I should backtrack a bit and point out that a more pre-profession BA was only one of my ideas as to how the unfunded-MA dilemma could be solved. I think your (Rita's) suggestion that Chicago improve its career services is a better one than my implicit one, that it offer degrees in air-conditioner repair. But as for the ease of getting into banking regardless of major, I'm not sure where econ and statistics classes would fit, given the number of courses you need for your major and the Core, so econ is in a way the real pre-professional degree. But I'm sure it's possible. Here's where I disagree: "If you want to go into media/publishing, getting a job is primarily about networking, not prior skills." While this is largely true, schools with journalism/communications majors have departments dedicated to bringing about such opportunities for those with an interest in those fields. Whether such students end up shortchanged academically in other areas is another story.

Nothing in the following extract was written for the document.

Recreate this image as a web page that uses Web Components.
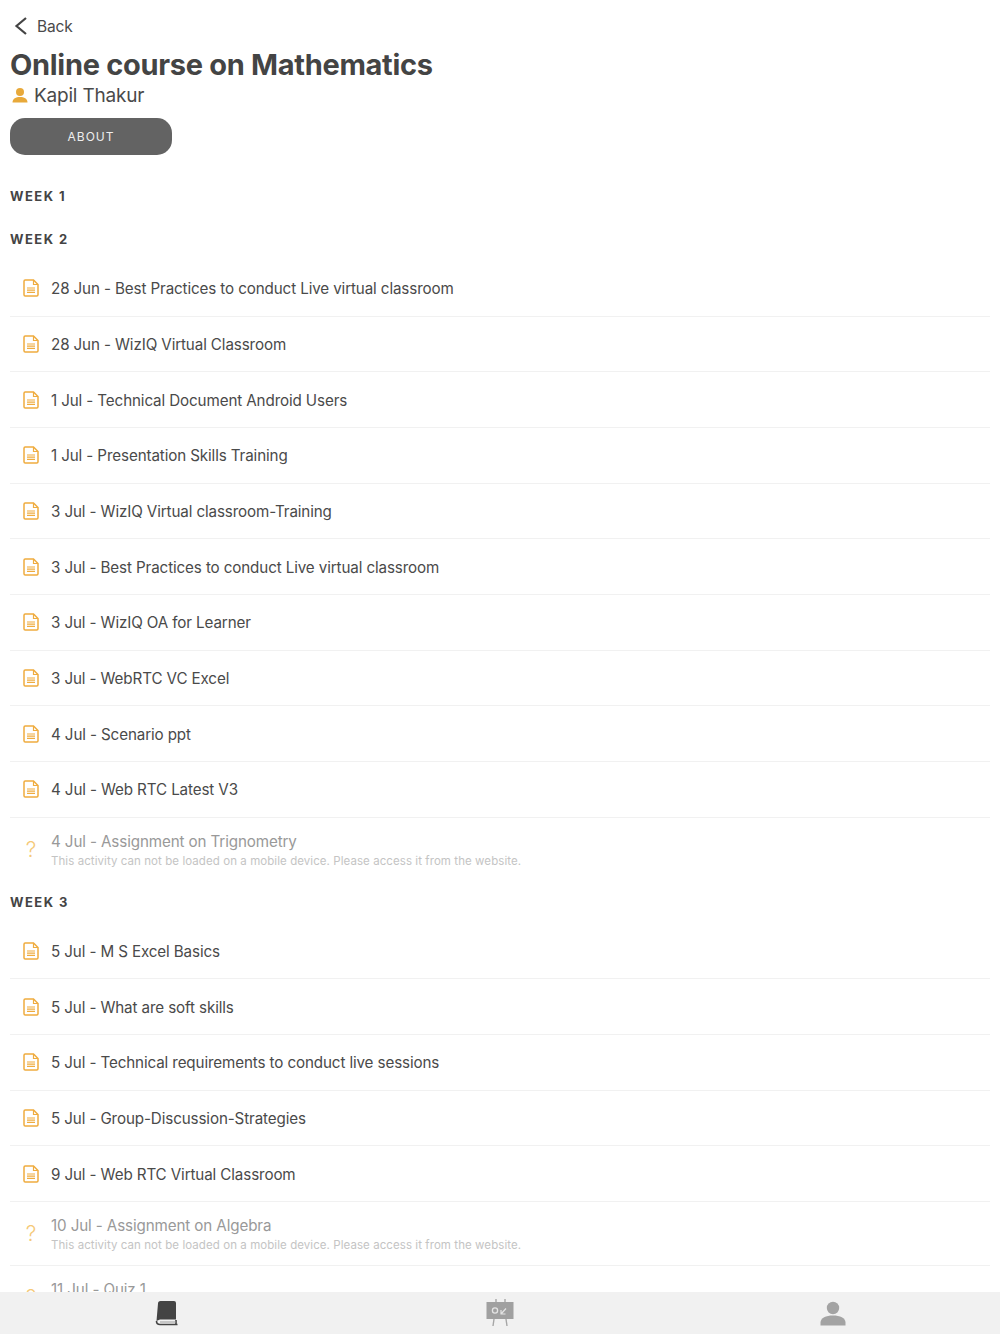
<!DOCTYPE html>
<html lang="en">
<head>
<meta charset="utf-8">
<title>Online course on Mathematics</title>
<style>
    html, body { margin: 0; height: 100%; background: #fff; font-family: Inter, "Liberation Sans", sans-serif; }
</style>
</head>
<body>
<course-app>
    <course-header title-text="Online course on Mathematics" teacher="Kapil Thakur"></course-header>
    <week-heading style="margin-top: 33px">WEEK 1</week-heading>
    <week-heading style="margin-top: 26px">WEEK 2</week-heading>
    <activity-list style="margin-top: 13px">
        <activity-row>28 Jun - Best Practices to conduct Live virtual classroom</activity-row>
        <activity-row>28 Jun - WizIQ Virtual Classroom</activity-row>
        <activity-row>1 Jul - Technical Document Android Users</activity-row>
        <activity-row>1 Jul - Presentation Skills Training</activity-row>
        <activity-row>3 Jul - WizIQ Virtual classroom-Training</activity-row>
        <activity-row>3 Jul - Best Practices to conduct Live virtual classroom</activity-row>
        <activity-row>3 Jul - WizIQ OA for Learner</activity-row>
        <activity-row>3 Jul - WebRTC VC Excel</activity-row>
        <activity-row>4 Jul - Scenario ppt</activity-row>
        <activity-row>4 Jul - Web RTC Latest V3</activity-row>
        <activity-row kind="locked" last>4 Jul - Assignment on Trignometry</activity-row>
    </activity-list>
    <week-heading style="margin-top: 12px">WEEK 3</week-heading>
    <activity-list style="margin-top: 13px">
        <activity-row>5 Jul - M S Excel Basics</activity-row>
        <activity-row>5 Jul - What are soft skills</activity-row>
        <activity-row>5 Jul - Technical requirements to conduct live sessions</activity-row>
        <activity-row>5 Jul - Group-Discussion-Strategies</activity-row>
        <activity-row>9 Jul - Web RTC Virtual Classroom</activity-row>
        <activity-row kind="locked">10 Jul - Assignment on Algebra</activity-row>
        <activity-row kind="locked">11 Jul - Quiz 1</activity-row>
    </activity-list>
</course-app>

<script>
const LOCKED_NOTE = 'This activity can not be loaded on a mobile device. Please access it from the website.';

class CourseApp extends HTMLElement {
    constructor() {
        super();
        this.attachShadow({ mode: "open" });
    }

    connectedCallback() {
        this.shadowRoot.innerHTML = `
            <style>
                :host {
                    display: flex;
                    flex-direction: column;
                    height: 1334px;
                    overflow: hidden;
                    background: #fff;
                }
                .content {
                    flex: 1;
                    min-height: 0;
                    overflow: hidden;
                    padding: 0 10px;
                }
            </style>
            <div class="content"><slot></slot></div>
            <tab-bar></tab-bar>
        `;
    }
}

class CourseHeader extends HTMLElement {
    constructor() {
        super();
        this.attachShadow({ mode: "open" });
    }

    connectedCallback() {
        const title = this.getAttribute('title-text') || '';
        const teacher = this.getAttribute('teacher') || '';

        this.shadowRoot.innerHTML = `
            <style>
                :host { display: block; color: #444; }
                .back {
                    display: flex;
                    align-items: center;
                    gap: 9px;
                    height: 26px;
                    padding: 13px 0 0 3px;
                    font-size: 15.5px;
                    letter-spacing: -0.15px;
                    color: #4a4a4a;
                }
                h1 {
                    margin: 8px 0 0;
                    font-size: 29px;
                    line-height: 36px;
                    font-weight: 700;
                    letter-spacing: -0.3px;
                    color: #444;
                }
                .teacher {
                    display: flex;
                    align-items: center;
                    gap: 5px;
                    height: 24px;
                    font-size: 19px;
                    letter-spacing: -0.2px;
                    color: #4a4a4a;
                }
                .about {
                    display: flex;
                    align-items: center;
                    justify-content: center;
                    width: 162px;
                    height: 37px;
                    margin-top: 11px;
                    border-radius: 15px;
                    background: #636363;
                    color: #eee;
                    font-size: 12px;
                    letter-spacing: 1px;
                }
            </style>
            <div class="back">
                <svg width="15" height="20" viewBox="0 0 15 20"><path d="M13 2 L3.5 10 L13 18" fill="none" stroke="#444" stroke-width="2.2"/></svg>
                <span>Back</span>
            </div>
            <h1>${title}</h1>
            <div class="teacher">
                <svg width="18" height="17" viewBox="0 0 18 17" style="margin-left:1px"><circle cx="9" cy="5" r="4" fill="#e8a93a"/><path d="M1.5 15.5 C1.5 11.5 5 10 9 10 C13 10 16.5 11.5 16.5 15.5 Z" fill="#e8a93a"/></svg>
                <span>${teacher}</span>
            </div>
            <div class="about">ABOUT</div>
        `;
    }
}

class WeekHeading extends HTMLElement {
    constructor() {
        super();
        this.attachShadow({ mode: "open" });
    }

    connectedCallback() {
        this.shadowRoot.innerHTML = `
            <style>
                :host {
                    display: block;
                    height: 17px;
                    line-height: 17px;
                    font-size: 13px;
                    font-weight: 700;
                    letter-spacing: 1.45px;
                    color: #444;
                }
            </style>
            <slot></slot>
        `;
    }
}

class ActivityList extends HTMLElement {
    constructor() {
        super();
        this.attachShadow({ mode: "open" });
    }

    connectedCallback() {
        this.shadowRoot.innerHTML = `
            <style>
                :host { display: flex; flex-direction: column; }
            </style>
            <slot></slot>
        `;
    }
}

class ActivityRow extends HTMLElement {
    constructor() {
        super();
        this.attachShadow({ mode: "open" });
    }

    connectedCallback() {
        const locked = this.getAttribute('kind') === 'locked';
        const icon = locked
            ? `<span class="mark">?</span>`
            : `<svg width="18" height="18" viewBox="0 0 18 18" fill="none" stroke="#efac3f" stroke-width="1.5">
                   <path d="M2 2.2 Q2 1 3.2 1 H11.5 L16 5.5 V15.8 Q16 17 14.8 17 H3.2 Q2 17 2 15.8 Z"/>
                   <path d="M11.5 1 V5.5 H16" stroke-width="1.2"/>
                   <path d="M5 9 H13 M5 11.2 H13 M5 13.4 H13" stroke-width="1.2"/>
               </svg>`;

        this.shadowRoot.innerHTML = `
            <style>
                :host {
                    display: flex;
                    align-items: center;
                    box-sizing: border-box;
                    height: ${locked ? '64px' : '55.67px'};
                    border-bottom: 1px solid ${this.hasAttribute('last') ? 'transparent' : '#f1f1f1'};
                    color: ${locked ? '#999' : '#4a4a4a'};
                    font-size: 15.2px;
                    letter-spacing: -0.12px;
                }
                .icon {
                    flex: none;
                    display: flex;
                    justify-content: center;
                    width: 41px;
                }
                .mark {
                    font-size: 21px;
                    font-weight: 300;
                    line-height: 24px;
                    color: #f5c978;
                    margin: 1px 0 0 1px;
                }
                .note {
                    display: block;
                    margin-top: 2px;
                    font-size: 11.5px;
                    line-height: 15px;
                    letter-spacing: 0.07px;
                    color: #c4c4c4;
                }
                .text { line-height: 20px; margin-top: 2px; }
            </style>
            <div class="icon">${icon}</div>
            <div class="text"><slot></slot>${locked ? `<span class="note">${LOCKED_NOTE}</span>` : ''}</div>
        `;
    }
}

class TabBar extends HTMLElement {
    constructor() {
        super();
        this.attachShadow({ mode: "open" });
    }

    connectedCallback() {
        this.shadowRoot.innerHTML = `
            <style>
                :host {
                    flex: none;
                    display: grid;
                    grid-template-columns: repeat(3, 1fr);
                    height: 42px;
                    background: #f1f1f1;
                }
                div { display: flex; align-items: center; justify-content: center; }
            </style>
            <div>
                <svg width="24" height="26" viewBox="0 0 24 26">
                    <path d="M3 3.5 Q3 1 5.5 1 H19 Q21 1 21 3 V19.5 H5 Q3 20 1.5 21 Z" fill="#444"/>
                    <path d="M1.5 21 Q1.5 24.5 5 24.5 H22.5 M21 20 V24" fill="none" stroke="#444" stroke-width="1.6"/>
                    <path d="M5 22 H20.5" stroke="#aaa" stroke-width="1.2"/>
                </svg>
            </div>
            <div>
                <svg width="28" height="28" viewBox="0 0 28 28">
                    <path d="M10 0 V3 M19 0 V3 M8 20 L7 27 M20 20 L21 27" stroke="#a6a6a6" stroke-width="1.4" fill="none"/>
                    <rect x="0.5" y="3" width="27" height="17" fill="#a0a0a0"/>
                    <circle cx="9" cy="11.5" r="2.6" fill="none" stroke="#e4e4e4" stroke-width="1.3"/>
                    <path d="M15 15 L20 9.5 M15 11 V15 H19.5" fill="none" stroke="#e4e4e4" stroke-width="1.2"/>
                </svg>
            </div>
            <div>
                <svg width="26" height="25" viewBox="0 0 26 25">
                    <circle cx="13" cy="7" r="6.2" fill="#a3a3a3"/>
                    <path d="M0.5 24.5 V21.5 C0.5 17 6 14.5 13 14.5 C20 14.5 25.5 17 25.5 21.5 V24.5 Z" fill="#a3a3a3"/>
                </svg>
            </div>
        `;
    }
}

customElements.define("course-app", CourseApp);
customElements.define("course-header", CourseHeader);
customElements.define("week-heading", WeekHeading);
customElements.define("activity-list", ActivityList);
customElements.define("activity-row", ActivityRow);
customElements.define("tab-bar", TabBar);
</script>
</body>
</html>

Miss Self-Important said...

That's true; I guess banking prefers econ majors. But we have that option. (Although if you take four classes every quarter, you can easily fit in a minor's worth of classes outside your major and likely a second major. Writing two BAs, of course, is a different story.)

However, I don't see how a communications degree offers any intrinsic employment advantage in media versus a real humanities degree. (Wtf is communications anyway? Watered-down English?) If the advantage lies in the school's ability to provide students with internship and networking opportunities, then that's really what schools should focus on, not creating meaningless majors.

CAPS's media job placement services are a disaster. They didn't even know what publishing was when I talked to them last winter. They told me to collect clips. But they could do students a huge service by sponsoring more media internships or subsidizing internships that students find on their own, since media internships are usually unpaid. There are a lot of Chicago alumni in journalism and publishing. CAPS needs to find these people and hook students up with them. None of these changes require offering courses in "Cross-cultural Communication."